Putting up Christmas decorations: Bill has this love/hate relationship with Christmas. He dreads getting ready for this holiday. His dramatic tale starts with getting half stuck in the attic and ends with those damn pine needles that you end up finding in your house on Easter. 

Going to a baseball game: New baseball stadiums are no fun. The old ones smell old, have hundreds years of goo on the floor and the seats are busted- this makes it nostalgic- right?

How many cup holders do we need in our car?
Where do diners get all of their paraphanelia?
Why do people drive to visit their next door neighbor?
Why are odd roadside attractions so much fun to visit? (The giant ball of yarn- anyone?)
Does dental floss really need a hotline number?
What's the difference between a hotel and a motel?

Bill addressess all of these questions and many more in his laugh-so-much-you-cry book. Bill could write about dental floss for 100 pages and I would read it because it would be so funny. (So there are not 100 pages about dental floss in this book, but he does have a lot to say about the subject).

Seriously, read it!

Sunday, February 27, 2011

Three Cups of Tea

Three Cups of Tea: One Man's Mission to Promote Peace... One School at a Time
By: Greg Mortenson

I had a very hard time getting into this book.
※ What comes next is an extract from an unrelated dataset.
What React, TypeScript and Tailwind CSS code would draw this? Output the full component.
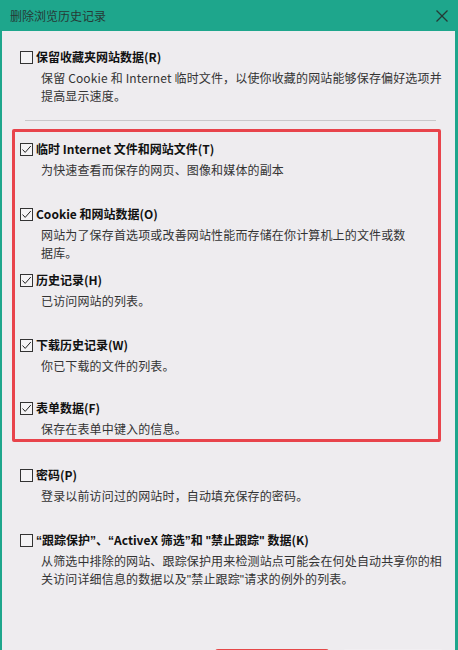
import React from "react";

const FONT = '"Noto Sans CJK SC", "Noto Sans", "Liberation Sans", sans-serif';

function Q({ c }: { c: string }) {
  return <span className="font-['Liberation_Sans',sans-serif]">{c}</span>;
}

function Box({ checked }: { checked: boolean }) {
  return (
    <span className="w-[13px] h-[13px] border border-[#333333] bg-[#f4f3f5] flex items-center justify-center shrink-0">
      {checked && (
        <svg width="11" height="11" viewBox="0 0 11 11" fill="none">
          <polyline points="1.5,5.5 4.2,8.4 9.8,2" stroke="#222" strokeWidth="1" fill="none" />
        </svg>
      )}
    </span>
  );
}

function Item({
  checked,
  label,
  lines,
  className = "",
}: {
  checked: boolean;
  label: React.ReactNode;
  lines: React.ReactNode[];
  className?: string;
}) {
  return (
    <div className={className}>
      <div className="h-[20px] flex items-center gap-[3px]">
        <Box checked={checked} />
        <span className="text-[12px] font-bold text-[#111111] whitespace-nowrap">{label}</span>
      </div>
      <div className="mt-[2px] pl-[21px] text-[12px] leading-[18px] text-[#333333] tracking-[0.15px]">
        {lines.map((l, i) => (
          <div key={i} className="whitespace-nowrap">
            {l}
          </div>
        ))}
      </div>
    </div>
  );
}

export default function App() {
  return (
    <div className="w-[458px] h-[650px] overflow-hidden flex flex-col bg-[#1ea68c]" style={{ fontFamily: FONT }}>
      <div className="h-[31px] shrink-0 flex items-center justify-between pl-[10px] pr-[10px] bg-[#1ea68c]">
        <span className="text-[12px] text-[#263935]">删除浏览历史记录</span>
        <svg width="12" height="12" viewBox="0 0 12 12">
          <line x1="0.5" y1="0.5" x2="11.5" y2="11.5" stroke="#243a36" strokeWidth="1.3" />
          <line x1="11.5" y1="0.5" x2="0.5" y2="11.5" stroke="#243a36" strokeWidth="1.3" />
        </svg>
      </div>
      <div className="flex-1 ml-[2px] mr-[3px] bg-[#eeecef] flex flex-col">
        <div className="pt-[16px] pl-[18px]">
          <Item
            checked={false}
            label="保留收藏夹网站数据(R)"
            lines={["保留 Cookie 和 Internet 临时文件，以使你收藏的网站能够保存偏好选项并", "提高显示速度。"]}
          />
        </div>
        <div className="mt-[15px] ml-[23px] w-[411px] h-px bg-[#c9c7ca]" />
        <div className="mt-[8px] ml-[10px] w-[429px] border-[3px] border-[#e8434b] rounded-[2px] pl-[5px] pt-[7px] pb-[1px]">
          <Item checked={true} label="临时 Internet 文件和网站文件(T)" lines={["为快速查看而保存的网页、图像和媒体的副本"]} />
          <Item
            className="mt-[25px]"
            checked={true}
            label="Cookie 和网站数据(O)"
            lines={["网站为了保存首选项或改善网站性能而存储在你计算机上的文件或数", "据库。"]}
          />
          <Item className="mt-[8px]" checked={true} label="历史记录(H)" lines={["已访问网站的列表。"]} />
          <Item className="mt-[25px]" checked={true} label="下载历史记录(W)" lines={["你已下载的文件的列表。"]} />
          <Item className="mt-[23px]" checked={true} label="表单数据(F)" lines={["保存在表单中键入的信息。"]} />
        </div>
        <div className="pl-[18px]">
          <Item className="mt-[23px]" checked={false} label="密码(P)" lines={["登录以前访问过的网站时，自动填充保存的密码。"]} />
          <Item
            className="mt-[25px]"
            checked={false}
            label={
              <>
                <Q c="“" />跟踪保护<Q c="”" />、<Q c="“" />ActiveX 筛选<Q c="”" />和 <Q c={'"'} />禁止跟踪<Q c={'"'} /> 数据(K)
              </>
            }
            lines={[
              "从筛选中排除的网站、跟踪保护用来检测站点可能会在何处自动共享你的相",
              <>
                关访问详细信息的数据以及<Q c={'"'} />禁止跟踪<Q c={'"'} />请求的例外的列表。
              </>,
            ]}
          />
        </div>
        <div className="mt-[60px] flex gap-[14px] pl-[213px]">
          <div className="w-[114px] h-[26px] shrink-0 rounded-[3px] bg-[#e64848]" />
          <div className="w-[100px] h-[26px] shrink-0 rounded-[3px] bg-[#f1eff2]" />
        </div>
      </div>
    </div>
  );
}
I admired what Mortenson was trying to do and how he kept pushing forward despite failure. The thing that held me back was the writing style. Long descriptions are written about eating all of the animal; however, I felt that it glazed over some key moments- like his descent down the mountain--the failed attempt at climbing K2, the reason for building the schools in the first place.

The way this book was written, made my mind wander into wild cartoony imaginations. When he describes his journey up the mountain, with all his belongings in the car and him sleeping on top- made me think of a Disney Hercules type character. Greg, too, was blonde and taller than most Afghani people. I picture the blonde Disney Hercules going up the mountain in this little cartoon-y car with crates and goats flying off. After that image- I had to put the book down for awhile because I know that what Greg Mortenson did was not a laughing matter.

A month later, I picked up the book again and pushed forward.  The middle section read like a geography/history book- so I skimmed that. I did think the last 100 pages were the best part of the book, the 9/11 reaction to what Mortenson was trying to do. This part was written the most realistically with the descriptive parts highlighting the importance of his efforts.

The thing that I did not enjoy was the book neglected to mention his wife's reaction to his insane schedule, his midnight emails/phone calls to the other side of the world, his kidnapping, the fact that he was unable to get home directly after 9/11--the fact that he didn't want to come home, but finish the school on schedule, and the fact that he was gone for most of the year.

I just couldn't get into this book. Sorry for all you out there who loved it. I admire Mortenson for his ambition, determination, and desire to make the world better. I envy his ability to face his failures and do something.

"The enemy is ignorance." Perhaps it is because I know nothing about that part of the world, the people, customs, land, religion and daily life struggles- that I didn't like the book. It's because I don't know enough about what he is talking about.